The commission therefore finds that in week 47 of 2001, the employee was discharged for misconduct connected with her work for the employer within the meaning of Wis. Stat. § 108.04(5).

The commission further finds that the employee was paid benefits in the amount of $3,717.00 for weeks 48 through 52 of 2001 and weeks 1 through 16 of 2002, for which the employee was not eligible and to which the employee was not entitled, within the meaning of Wis. Stat. § 108.03(1).

The final issue to be decided is whether recovery of overpaid benefits must be waived.

Wisconsin Statute § 108.22(8)(c), provides that the department shall waive the recovery of overpaid benefits if the overpayment was the result of departmental error, and the overpayment did not result from the fault of the employee. Under Wis. Stat. § 108.02(10e)(a) and (b), department error is defined as an error made by the department in computing or paying benefits which results from a mathematical mistake, miscalculation, misapplication or misinterpretation of the law or mistake of evidentiary fact, or from misinformation provided to a claimant by the department, on which the claimant relied.

The overpayment in this case results from the commission's reversal of the appeal tribunal decision. Such reversal was not due to department error as defined in Wis. Stat. § 108.02(10e)(a) and (b).

The commission further finds that waiver of benefit recovery is not required under Wis. Stat. § 108.22(8)(c), because although the overpayment did not result from the fault of the employee as provided in Wis. Stat. § 108.04(13)(f), the overpayment was not the result of a department error. See Wis. Stat. § 108.22(8)(c)2.

DECISION

The decision of the administrative law judge is reversed. Accordingly, the employee is ineligible for benefits beginning in week 47 of 2001, and until seven weeks elapse since the end of the week of discharge and the employee has earned wages in covered employment equaling at least 14 times the weekly benefit rate which would have been paid had the discharge not occurred. The employee is required to repay the sum of $3,717.00 to the Unemployment Reserve Fund.
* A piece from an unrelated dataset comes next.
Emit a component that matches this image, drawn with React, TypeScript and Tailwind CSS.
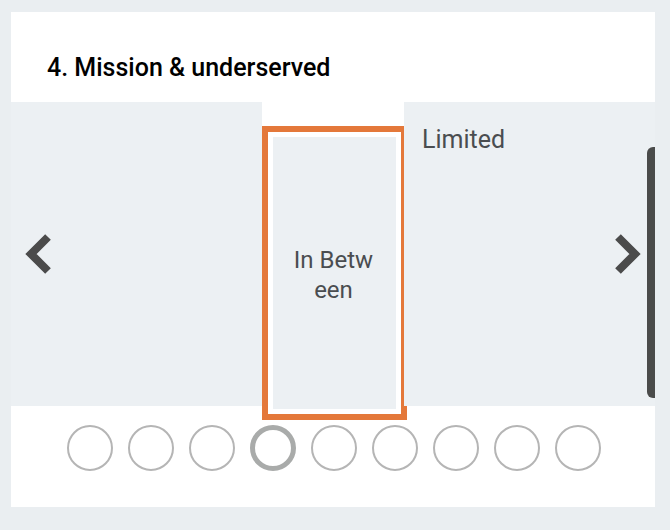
import React from "react";

function Chevron({ dir }: { dir: "left" | "right" }) {
  return (
    <svg width="28" height="42" viewBox="0 0 28 42" className="block">
      {dir === "left" ? (
        <polyline points="23,4 6,21 23,38" fill="none" stroke="#4b4b4b" strokeWidth="8" strokeLinecap="butt" strokeLinejoin="miter" />
      ) : (
        <polyline points="5,4 22,21 5,38" fill="none" stroke="#4b4b4b" strokeWidth="8" strokeLinecap="butt" strokeLinejoin="miter" />
      )}
    </svg>
  );
}

export default function App() {
  const dots = [0, 1, 2, 3, 4, 5, 6, 7, 8];
  return (
    <div
      className="w-[670px] h-[530px] bg-[#eaeef1] pl-[11px] pt-[12px]"
      style={{ fontFamily: "Roboto, 'Liberation Sans', sans-serif" }}
    >
      <div className="w-[644px] h-[495px] bg-white flex flex-col">
        <div className="h-[90px] shrink-0 pl-[36px] pt-[42px]">
          <h2 className="text-[25px] leading-[28px] font-medium text-black">4. Mission &amp; underserved</h2>
        </div>
        <div className="h-[304px] shrink-0 grid grid-cols-[251px_142px_251px] grid-rows-[304px] relative z-10">
          <div className="bg-[#ecf0f3] flex items-center pl-[14px]">
            <Chevron dir="left" />
          </div>
          <div className="bg-white h-[304px]">
            <div className="mt-[24px] w-[145px] h-[294px] border-[6px] border-[#e4783a] bg-white p-[5px]">
              <div className="w-full h-full bg-[#ecf0f3] flex items-center justify-center">
                <p className="text-[24px] leading-[30px] text-[#4a4d50] text-center pt-[3px] pr-[2px]">
                  In Betw
                  <br />
                  een
                </p>
              </div>
            </div>
          </div>
          <div className="bg-[#ecf0f3] relative flex">
            <div className="flex-1 pl-[18px] pt-[24px]">
              <p className="text-[25px] leading-[28px] text-[#4a4d50]">Limited</p>
            </div>
            <div className="flex items-center pr-[6px]">
              <Chevron dir="right" />
            </div>
            <div className="w-[8px] mt-[45px] mb-[8px] bg-[#4a4b4a] rounded-l-[6px]" />
          </div>
        </div>
        <div className="flex justify-center gap-[15px] pt-[19px] pl-[1px]">
          {dots.map((i) => (
            <div
              key={i}
              className={
                i === 3
                  ? "w-[46px] h-[46px] rounded-full border-[5px] border-[#a9abaa]"
                  : "w-[46px] h-[46px] rounded-full border-[2px] border-[#b5b5b5]"
              }
            />
          ))}
        </div>
      </div>
    </div>
  );
}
For purposes of computing benefit entitlement: Base period wages from work for the employer prior to the discharge shall be excluded from any computation of maximum benefit amount for this or any later claim. If the employee was also paid base period wages from work by other covered employers, the excluded wages shall be used to determine benefit eligibility. However, any benefits otherwise chargeable to a contribution employer's account shall be charged to the fund's balancing account.

Dated and mailed May 2, 2002
koppeje2 . urr : 132 : 1 : MC 630.05 

/s/ David B. Falstad, Chairman

/s/ James A. Rutkowski, Commissioner

/s/ Laurie R. McCallum, Commissioner


MEMORANDUM OPINION

The commission did discuss witness credibility and demeanor with the ALJ who presided at the hearing. The ALJ found the employee to be credible and her lack of recall about the incident to be genuine. The commission disagrees with the ALJ's credibility assessment.

NOTE: Repayment instructions will be mailed after this decision becomes final. The department will withhold benefits due for future weeks of unemployment in order to offset overpayment of U.I. and other special benefit programs that are due to this state, another state or to the federal government.

Contact the Unemployment Insurance Division, Collections Unit, P. O. Box 7888, Madison, WI 53707, to establish an agreement to repay the overpayment.

cc: Bank One Wisconsin (Fox Point, Wisconsin)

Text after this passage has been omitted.